Um deles é Vassili Zaitsev (Jude Law, Gattaca), um humilde jovem russo que vira herói do dia para a noite graças, em boa parte, a propaganda do oficial Danilov (Joseph Fiennes, Shakespeare Apaixonado). Danilov entende que o exército russo preciso de um ídolo que lhes dê motivação para continuar investindo contra os alemães – uma vez que os soldados de Hitler são em maior quantidade e bem melhor equipados. Testemunha ocular dos superpoderes de franco-atirador demonstrados por Vassili, o oficial começa a disseminar pela imprensa que a ‘salvação’ da mãe-Russia estava nas mãos, ou melhor, no gatilho de um rapaz humilde, quase analfabeto, vindo das montanhas de Ural, onde costumava caçar lobos com seu avô.

Retraídos pela primeira vez desde o início da Guerra., o exército alemão repensa a estratégia de invadir Stalingrado e chama o Major Koenig (Ed Harris, Os Eleitos). Ele é o mais exímio atirador de Hitler, que vem para matar a lenda Vassili.

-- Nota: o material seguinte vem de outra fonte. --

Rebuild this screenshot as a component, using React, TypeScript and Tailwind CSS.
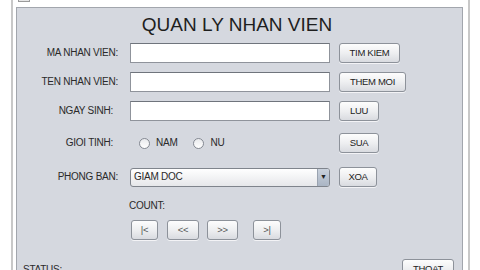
import React from "react";

const btn =
  "h-[20px] flex items-center justify-center rounded-[3px] border border-[#8d929a] bg-gradient-to-b from-[#fdfdfd] via-[#eeeff1] to-[#d9dbe0] text-[9.5px] tracking-[-0.3px] text-[#222] shadow-[0_1px_0_rgba(255,255,255,0.7)]";

const field =
  "w-[200px] h-[20px] bg-white border border-[#8f939b] border-t-[#6f747c]";

const txt = "text-[10px] tracking-[-0.25px] text-[#2a2a2a] leading-[12px]";

function Radio({ text }: { text: string }) {
  return (
    <div className="flex items-center">
      <div className="w-[11px] h-[11px] rounded-full border border-[#858a93] bg-gradient-to-b from-[#e9eaed] to-[#ffffff]" />
      <span className={`ml-[6px] ${txt}`}>{text}</span>
    </div>
  );
}

export default function App() {
  return (
    <div className="w-[480px] h-[270px] bg-white flex overflow-hidden font-['Liberation_Sans',Arial,sans-serif]">
      <div className="w-[11px] shrink-0" />
      <div className="w-[2px] shrink-0 bg-[#c8c8c8]" />
      <div className="w-[3px] shrink-0" />
      <div className="w-[447px] shrink-0 flex flex-col">
        <div className="h-[7px] shrink-0">
          <div className="ml-[2px] w-[12px] h-[2px] border border-t-0 border-[#9a9a9a] bg-[#e6e6e6]" />
        </div>
        <div className="flex-1 border border-[#a2a6ad] bg-[#d5d8df] flex flex-col">
          <div className="mt-[6px] h-[22px] leading-[22px] text-center text-[19px] text-[#1e1e1e] pr-[5px]">
            QUAN LY NHAN VIEN
          </div>

          <div className="mt-[7px] flex items-center h-[20px]">
            <div className={`w-[113px] pr-[12px] text-right ${txt}`}>MA NHAN VIEN:</div>
            <div className={field} />
            <div className={`ml-[9px] w-[61px] ${btn}`}>TIM KIEM</div>
          </div>

          <div className="mt-[9px] flex items-center h-[20px]">
            <div className={`w-[113px] pr-[12px] text-right ${txt}`}>TEN NHAN VIEN:</div>
            <div className={field} />
            <div className={`ml-[9px] w-[67px] ${btn}`}>THEM MOI</div>
          </div>

          <div className="mt-[9px] flex items-center h-[20px]">
            <div className={`w-[113px] pr-[17px] text-right ${txt}`}>NGAY SINH:</div>
            <div className={field} />
            <div className={`ml-[9px] w-[40px] ${btn}`}>LUU</div>
          </div>

          <div className="mt-[12px] flex items-center h-[20px]">
            <div className={`w-[113px] pr-[17px] text-right ${txt}`}>GIOI TINH:</div>
            <div className="w-[200px] flex items-center pl-[9px] gap-[16px]">
              <Radio text="NAM" />
              <Radio text="NU" />
            </div>
            <div className={`ml-[9px] w-[40px] ${btn}`}>SUA</div>
          </div>

          <div className="mt-[14px] flex items-center h-[20px]">
            <div className={`w-[113px] pr-[12px] text-right ${txt}`}>PHONG BAN:</div>
            <div className="w-[200px] h-[19px] flex rounded-[3px] border border-[#7f848c] bg-gradient-to-b from-[#ffffff] to-[#e6e7ea] overflow-hidden">
              <div className={`flex-1 flex items-center pl-[3px] ${txt}`}>GIAM DOC</div>
              <div className="w-[12px] flex items-center justify-center border-l border-[#9aa3b0] bg-gradient-to-b from-[#c9d1dc] to-[#aab5c4] text-[7px] text-[#222]">
                ▼
              </div>
            </div>
            <div className={`ml-[9px] w-[38px] ${btn}`}>XOA</div>
          </div>

          <div className={`mt-[13px] ml-[112px] ${txt}`}>COUNT:</div>

          <div className="mt-[8px] ml-[114px] flex items-center">
            <div className={`w-[27px] ${btn} text-[#555]`}>|&lt;</div>
            <div className={`ml-[9px] w-[32px] ${btn} text-[#555]`}>&lt;&lt;</div>
            <div className={`ml-[8px] w-[31px] ${btn} text-[#555]`}>&gt;&gt;</div>
            <div className={`ml-[15px] w-[28px] ${btn} text-[#555]`}>&gt;|</div>
          </div>

          <div className="mt-[19px] flex items-start justify-between pl-[6px] pr-[8px]">
            <div className={`mt-[5px] ${txt}`}>STATUS:</div>
            <div className={`w-[52px] ${btn}`}>THOAT</div>
          </div>
        </div>
      </div>
      <div className="w-[5px] shrink-0" />
      <div className="w-[2px] shrink-0 bg-[#c8c8c8]" />
    </div>
  );
}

O diretor Annaud, com sua câmera enquadrando Harris de baixo para cima, o mostra, desde sua aparição e por toda participação no filme, como um gigante. A correta atuação do norte-americano também  não deixa espaço para enxerga-lo menor que um gigante.

Apesar da opção de mostrar os diálogos em inglês (os idiomas pátrios das duas nações são o alemão e o russo), e, vez por outra, estranharmos o ‘russo’ Jude Law apresentar trejeitos estritamente britânicos e o ‘alemão’ de Harris lembrar um californiano falando, a qualidade da mise en scène não é prejudicada.

Uma vez em que ambos estão no campo de batalha, com os objetivos claramente definidos, o filme vira um meticuloso jogo de gato e rato, com espaço para um romance entre Vassili e a soldada russa Tania (Rachel Weisz, A Múmia). A afeição dela pelo atirador russo também funciona para por em prova a admiração de Danilov por Vassili. O personagem de Fiennes é aqui o mais complexo, pois sua convicção pelo socialismo acaba sendo abalada pelo inveja que nasce contra seu amigo Vassili. Um herói que ele próprio ajudou a construir. Fiennes, entretanto, não sustenta a carga dramática, com equilíbrio.

Como um ‘filme de guerra’, o Círculo de Fogo funciona menos (mas bem) como um provedor de tensas cenas de batalhas; e mais, incisivamente, como um retrato de que na guerra a ideia de matar o inimigo não é algo tão abstrato assim. É sim, algo individual e  brutalmente calculado, cuja performance resultado em tirar uma vida humana em particular, ou simplesmente morrer.